Stated goal:
Leave out the pictures and retype only the lines from the opening line to the line that holds "const tt = (text: string, width: number)", both ends included.

Given data:
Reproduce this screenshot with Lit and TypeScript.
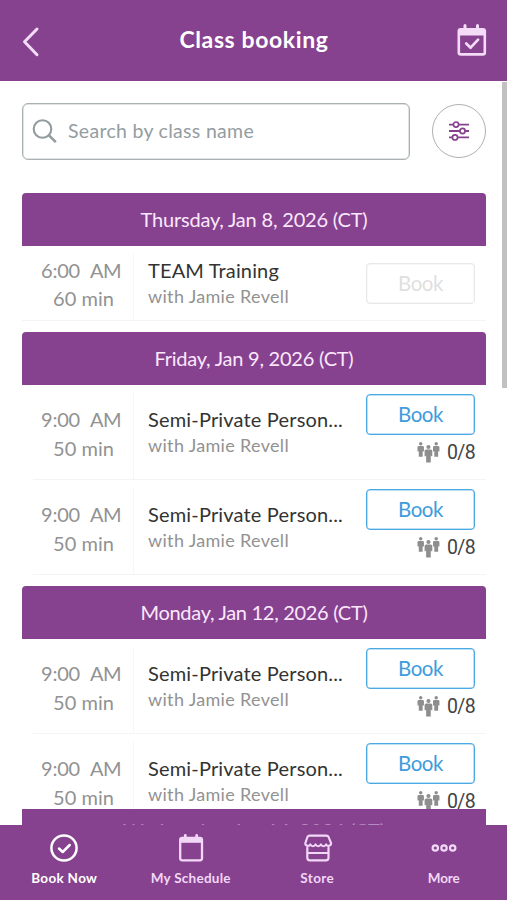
import { LitElement, html, css, svg } from "lit";
import { customElement, property } from "lit/decorators.js";

interface Session { time: string; mins: string; name: string; nameWidth: number; open: boolean; }
interface Day { label: string; width: number; sessions: Session[]; }

const semi: Session = { time: "9:00", mins: "50 min", name: "Semi-Private Person...", nameWidth: 195, open: true };
const days: Day[] = [
  { label: "Thursday, Jan 8, 2026 (CT)", width: 227, sessions: [
    { time: "6:00", mins: "60 min", name: "TEAM Training", nameWidth: 131, open: false }] },
  { label: "Friday, Jan 9, 2026 (CT)", width: 199, sessions: [semi, semi] },
  { label: "Monday, Jan 12, 2026 (CT)", width: 227, sessions: [semi, semi] },
];

/* A single line of text tracked so that it spans a given width. */
@customElement("tracked-text")
class TrackedText extends LitElement {
  @property() text = "";
  @property({ type: Number }) width = 0;
  static styles = css`
    :host { display: inline-block; white-space: pre; }
  `;
  render() { return html`<span>${this.text}</span>`; }
  updated() {
    const span = this.renderRoot.querySelector("span")!;
    span.style.letterSpacing = "0";
    const natural = span.getBoundingClientRect().width;
    const gap = (this.width - natural) / this.text.length;
    span.style.letterSpacing = gap.toFixed(3) + "px";
  }
}

const tt = (text: string, width: number) => html`<tracked-text .text=${text} .width=${width}></tracked-text>`;

const person = (x: number, y: number, k: number) => svg`<g transform="translate(${x} ${y}) scale(${k})">
  <circle cx="3.5" cy="2" r="1.9"/>
  <path d="M1.4 4.3h4.2q1.4 0 1.4 1.4v4.6H6V10h-.4v6H1.4v-6H1v.3H0V5.7q0-1.4 1.4-1.4z"/></g>`;

@customElement("class-row")
class ClassRow extends LitElement {
  @property({ attribute: false }) session!: Session;
  static styles = css`
    :host { display: block; }
    .row { display: grid; grid-template-columns: 101px 1fr 108px; height: 95px; padding-right: 11px; box-sizing: border-box; border-bottom: 1px solid #f4f4f4; margin-left: 11px; }
    .row.closed { height: 75px; margin-left: 0; grid-template-columns: 112px 1fr 108px; }
    .time { margin-top: 8px; padding: 11.5px 12px 0 0; border-right: 1px solid #f6f6f6; box-sizing: border-box; color: #929292; font-size: 20px; line-height: 29px; }
    .closed .time { padding-top: 2.5px; line-height: 28px; }
    .clock { display: flex; justify-content: flex-end; gap: 10px; }
    .mins { display: flex; justify-content: flex-end; padding-right: 7px; }
    .info { padding: 20.5px 0 0 14px; }
    .closed .info { padding-top: 11px; }
    .name { font-size: 20px; line-height: 26px; color: #333; }
    .coach { font-size: 18px; line-height: 26px; color: #929292; }
    .action { padding-top: 8.6px; }
    .closed .action { padding-top: 17px; }
    button { display: flex; justify-content: center; align-items: center; width: 109px; height: 41px; margin: 0 0 0 -1px; padding: 0; box-sizing: border-box; border: 1px solid #4aa9e3; box-shadow: inset 0 0 0 .5px #7cc1ea; border-radius: 4px; background: #fff; color: #3d9cdc; font: 20.5px Lato, sans-serif; }
    .closed button { border-color: #e8e8e8; box-shadow: inset 0 0 0 .5px #f0f0f0; color: #dfdfdf; }
    .spots { display: flex; justify-content: flex-end; gap: 7px; height: 35px; align-items: center; font: 19.5px Roboto, sans-serif; color: #444; }
    svg { display: block; fill: #8e8e8e; margin-top: 2px; }
  `;
  render() {
    const s = this.session;
    return html`<div class="row ${s.open ? "" : "closed"}">
      <div class="time">
        <div class="clock">${tt(s.time, 39)}${tt("AM", 31)}</div>
        <div class="mins">${tt(s.mins, 61)}</div>
      </div>
      <div class="info">
        <div class="name">${tt(s.name, s.nameWidth)}</div>
        <div class="coach">${tt("with Jamie Revell", 141)}</div>
      </div>
      <div class="action">
        <button>${tt("Book", 45)}</button>
        ${s.open ? html`<div class="spots">
          <svg width="23" height="22" viewBox="0 0 23 22">${person(0.5, 0, 0.92)}${person(16, 0, 0.92)}${person(7.6, 2.8, 1.1)}</svg>${tt("0/8", 28)}</div>` : ""}
      </div>
    </div>`;
  }
}

@customElement("app-root")
class AppRoot extends LitElement {
  static styles = css`
    :host { display: flex; flex-direction: column; height: 900px; width: 507px; overflow: hidden; position: relative; background: #fff; font-family: Lato, sans-serif; }
    header { flex: none; height: 81px; background: #86428f; display: flex; justify-content: space-between; align-items: center; padding: 0 20px 0 20px; box-sizing: border-box; color: #fff; }
    h1 { margin: 0; font-size: 23px; font-weight: 700; line-height: 28px; padding-bottom: 3px; }
    svg { display: block; fill: none; }
    header svg { stroke: #f4dcf8; }
    main { flex: 1; min-height: 0; overflow: hidden; padding: 22px 21px 0 22px; }
    .tools { display: flex; justify-content: space-between; align-items: center; height: 57px; margin-bottom: 32.5px; }
    .search { display: flex; align-items: center; gap: 11px; width: 388px; height: 57px; box-sizing: border-box; padding: 0 0 2px 9px; border: 1px solid #aab1b3; box-shadow: inset 0 0 0 .5px #c3c8ca; border-radius: 6px; color: #949da1; font-size: 19.5px; }
    .search svg { stroke: #929b9e; }
    .filter { width: 54px; height: 54px; box-sizing: border-box; border: 1px solid #adb1b3; border-radius: 50%; display: grid; place-items: center; margin-bottom: 1px; }
    .filter svg { stroke: #86428f; }
    .day { margin-bottom: 11px; }
    h2 { margin: 0; height: 53.25px; padding-bottom: 1px; box-sizing: border-box; background: #86428f; border-radius: 4px 4px 0 0; color: #fbe8fd; font-size: 20px; font-weight: 400; display: flex; align-items: center; justify-content: center; }
    .peek { position: absolute; left: 22px; top: 809px; width: 464px; height: 53px; background: #86428f; display: flex; justify-content: center; color: #b98abf; font-size: 20px; line-height: 43px; }
    .scroll { position: absolute; right: 0; top: 82px; width: 5px; height: 306px; background: #c1c1c1; }
    nav { flex: none; height: 75px; background: #86428f; display: grid; grid-template-columns: repeat(4, 1fr); position: relative; z-index: 1; color: #f2d7f7; padding-left: 1px; box-sizing: border-box; }
    .tab { display: flex; flex-direction: column; align-items: center; padding-top: 8px; font-size: 13.5px; font-weight: 700; line-height: 18px; }
    .tab svg { stroke: currentColor; margin-bottom: 6px; }
    .tab.on { color: #fff; }
  `;
  render() {
    const tabs = [
      { label: "Book Now", w: 66, icon: svg`<circle cx="16" cy="15" r="12.6" stroke-width="2.5"/><path d="M11 15.5l3.7 3.5 7-7" stroke-width="2.5" stroke-linecap="round" stroke-linejoin="round"/>` },
      { label: "My Schedule", w: 80, icon: svg`<rect x="5.2" y="4.8" width="21.8" height="22.5" rx="2" stroke-width="2.3"/><path d="M5 7.3h22" stroke-width="5"/><path d="M10.3 5V2.4M21.7 5V2.4" stroke-width="2.8" stroke-linecap="round"/>` },
      { label: "Store", w: 34, icon: svg`<path d="M8.5 2.6h17q1.4 0 2 1.2l2.5 6c.7 3.2-3.6 4.1-4.9 1.6-1.2 2.4-4 2.4-5.2 0-1.2 2.4-4.2 2.4-5.4 0-1.2 2.4-4 2.4-5.2 0-1.4 2.5-5.6 1.6-4.9-1.6l2.1-6q.6-1.2 2-1.2z" stroke-width="2.1" stroke-linejoin="round"/><path d="M6.3 14.8v10q0 2.5 2.5 2.5h16.2q2.5 0 2.5-2.5v-10M6.3 20h21.2" stroke-width="2.2" stroke-linecap="round"/>` },
      { label: "More", w: 32, icon: svg`<g stroke-width="2.2"><circle cx="7.3" cy="15" r="2.7"/><circle cx="16" cy="15" r="2.7"/><circle cx="24.7" cy="15" r="2.7"/></g>` },
    ];
    return html`
      <header>
        <svg width="32" height="36" viewBox="0 0 32 36"><path d="M17 6L4.5 18.7 17 31.7" stroke-width="3" stroke-linecap="round" stroke-linejoin="round"/></svg>
        <h1>${tt("Class booking", 149)}</h1>
        <svg width="31" height="36" viewBox="0 0 31 36"><rect x="2.8" y="6.2" width="26" height="25.2" rx="2" stroke-width="2.6"/><path d="M2 9.5h27" stroke-width="6"/><path d="M9 7V2.5M21.5 7V2.5" stroke-width="3" stroke-linecap="round"/><path d="M10.2 20.5l4.4 4.2 7.5-8" stroke-width="2.7" stroke-linecap="round" stroke-linejoin="round"/></svg>
      </header>
      <main>
        <div class="tools">
          <div class="search">
            <svg width="25" height="26" viewBox="0 0 25 26"><circle cx="10.5" cy="11" r="8.8" stroke-width="2.1"/><path d="M17 17.3l6.8 6.8" stroke-width="2.5"/></svg>
            ${tt("Search by class name", 186)}
          </div>
          <div class="filter"><svg width="22" height="22" viewBox="0 0 22 22"><path d="M1 4.6h4.4m5.2 0H21M1 11h11m5.2 0H21M1 17.4h3.4m5.2 0H21" stroke-width="1.9"/><g stroke-width="1.7"><circle cx="8" cy="4.6" r="2.6"/><circle cx="14.5" cy="11" r="2.6"/><circle cx="7" cy="17.4" r="2.6"/></g></svg></div>
        </div>
        ${days.map((d) => html`<section class="day">
          <h2>${tt(d.label, d.width)}</h2>
          ${d.sessions.map((s) => html`<class-row .session=${s}></class-row>`)}
        </section>`)}
      </main>
      <div class="peek">${tt("Wednesday, Jan 14, 2026 (CT)", 262)}</div>
      <div class="scroll"></div>
      <nav>${tabs.map((t, i) => html`<div class="tab ${i === 0 ? "on" : ""}">
        <svg width="32" height="30" viewBox="0 0 32 30">${t.icon}</svg>${tt(t.label, t.w)}</div>`)}</nav>
    `;
  }
}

Response:
Reproduce this screenshot with Lit and TypeScript.
import { LitElement, html, css, svg } from "lit";
import { customElement, property } from "lit/decorators.js";

interface Session { time: string; mins: string; name: string; nameWidth: number; open: boolean; }
interface Day { label: string; width: number; sessions: Session[]; }

const semi: Session = { time: "9:00", mins: "50 min", name: "Semi-Private Person...", nameWidth: 195, open: true };
const days: Day[] = [
  { label: "Thursday, Jan 8, 2026 (CT)", width: 227, sessions: [
    { time: "6:00", mins: "60 min", name: "TEAM Training", nameWidth: 131, open: false }] },
  { label: "Friday, Jan 9, 2026 (CT)", width: 199, sessions: [semi, semi] },
  { label: "Monday, Jan 12, 2026 (CT)", width: 227, sessions: [semi, semi] },
];

/* A single line of text tracked so that it spans a given width. */
@customElement("tracked-text")
class TrackedText extends LitElement {
  @property() text = "";
  @property({ type: Number }) width = 0;
  static styles = css`
    :host { display: inline-block; white-space: pre; }
  `;
  render() { return html`<span>${this.text}</span>`; }
  updated() {
    const span = this.renderRoot.querySelector("span")!;
    span.style.letterSpacing = "0";
    const natural = span.getBoundingClientRect().width;
    const gap = (this.width - natural) / this.text.length;
    span.style.letterSpacing = gap.toFixed(3) + "px";
  }
}

const tt = (text: string, width: number) => html`<tracked-text .text=${text} .width=${width}></tracked-text>`;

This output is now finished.